Posted on May 16th, 2006 by Jeff Mishlove : Transformer Jeff Mishlove

Psi: The Extrasensorimotor Communication Paradigm [From Chapter One of Psi Development Systems]

In the glossary of The Journal of Parapsychology (published by the Institute of Parapsychology), psi is defined as a "general term to identify a person's extrasensori- motor communication with the environment." Psi includes extrasensory perception (ESP) and psychokinesis (PK).

Extrasensory perception is defined in the Journal of Parapsychology as "experience of, or response to, a target object, state, event, or influence without sensory contact." While in the popular mind, ESP or "being psychic" is often associated with mental awareness of auras, spirits, deities, or other archetypal figures, it is clear that Rhine intended to distinguish parapsychology from such popular, unscientific approaches since they are based on assumptions that cannot be proved true or false.

Using an information-flow diagram, Charles Tart (1977) developed graphic representations that mapped out the implicit assumptions that parapsychologists have about ESP.
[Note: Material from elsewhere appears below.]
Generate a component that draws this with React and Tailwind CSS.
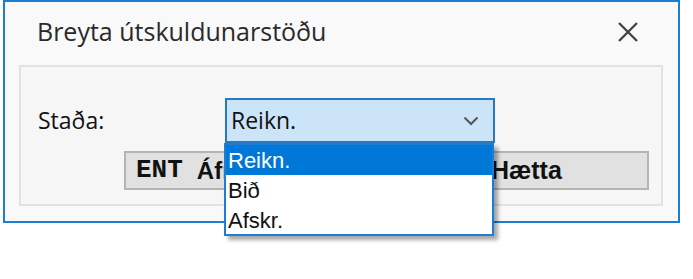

As Tart explains it, "We begin with the target, a physical event or state of affairs from which information flows through some channel of transmission and reaches the percipient. After reaching the percipient, the information is transformed into mental and/or neural impulses by some sort of receptor and eventually results in knowledge and/or observable behavior, from which we infer that information about the target event has reached the percipient."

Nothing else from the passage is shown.